Other hotels with huge energy bills and falling incomes, due to the recession, have either followed suit, or are seriously looking at similar ways of reducing costs.

Experts are now saying, in future, many small towns could have a wood power plant, managed and maintained with local labour and powered by locally-produced wood pellets and chips.

Up to now, however, we have been slow to recognise and develop wood fuel’s full potential.

Austria, Sweden and Finland currently lead the way in using wood fuel, with entrepreneurs, often groups of local farmers, agri-cooperatives and individuals, recognising the potential and establishing a total energy package for local communities and businesses.

Taking an all-inclusive approach, they manage the fuel supply, plant, harvest, produce and transport the fuel and, often, are also responsible for supplying and maintaining the wood boilers.

With about 16,000 farmers involved in forestry and a doubling of those involved by 2030, Ireland has huge potential for growth in this area.

Refined fuels such as wood chips, pellets and briquettes (processed sawdust), offer many advantages, being compact, clean, and easy to store and they have a very high energy content.

Sawmills in Scandanavian countries are advanced in the technology they use to produce pellets from what was previously viewed as waste, which they had often paid people to take away.
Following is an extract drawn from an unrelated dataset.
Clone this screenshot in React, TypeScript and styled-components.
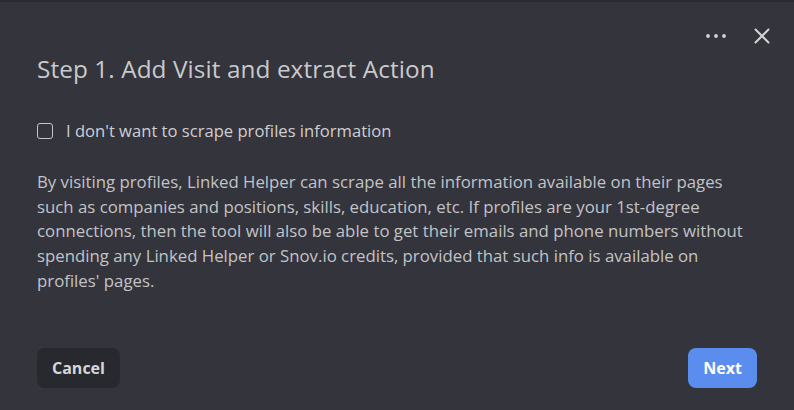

They now turn sawdust, pulpwood and forest thinnings into profits.

Meanwhile, the Green energy company, Rural Generation, has become the first woodchip supplier in Ireland to receive wood fuel quality assurance certification (WFQA) from the National Standards Authority of Ireland. The scheme covers all types of wood fuel, including pellets, chips, logs and briquettes, and assures consumers they are buying a quality fuel of consistent quality.

John Gilliland, chairman, Rural Generation, says the wood fuel industry has grown significantly in Ireland in recent years, successfully penetrating into households, commercial premises, Government organisations and industrial operations. The current demand for woodchips alone is estimated to be approximately 75,000 tonnes annually.

“Through the use of woodchips, companies, and organisations can not only vastly reduce their dependence on imported fossil fuels, they can also reduce their heat and energy costs and their carbon dioxide emissions too,” he adds.

Speaking at the presentation, the Minister of State for Agriculture, Fisheries and Food Seán Connick said there were plentiful supplies of wood fuel in forests which had been established over the past two decades under forestry schemes.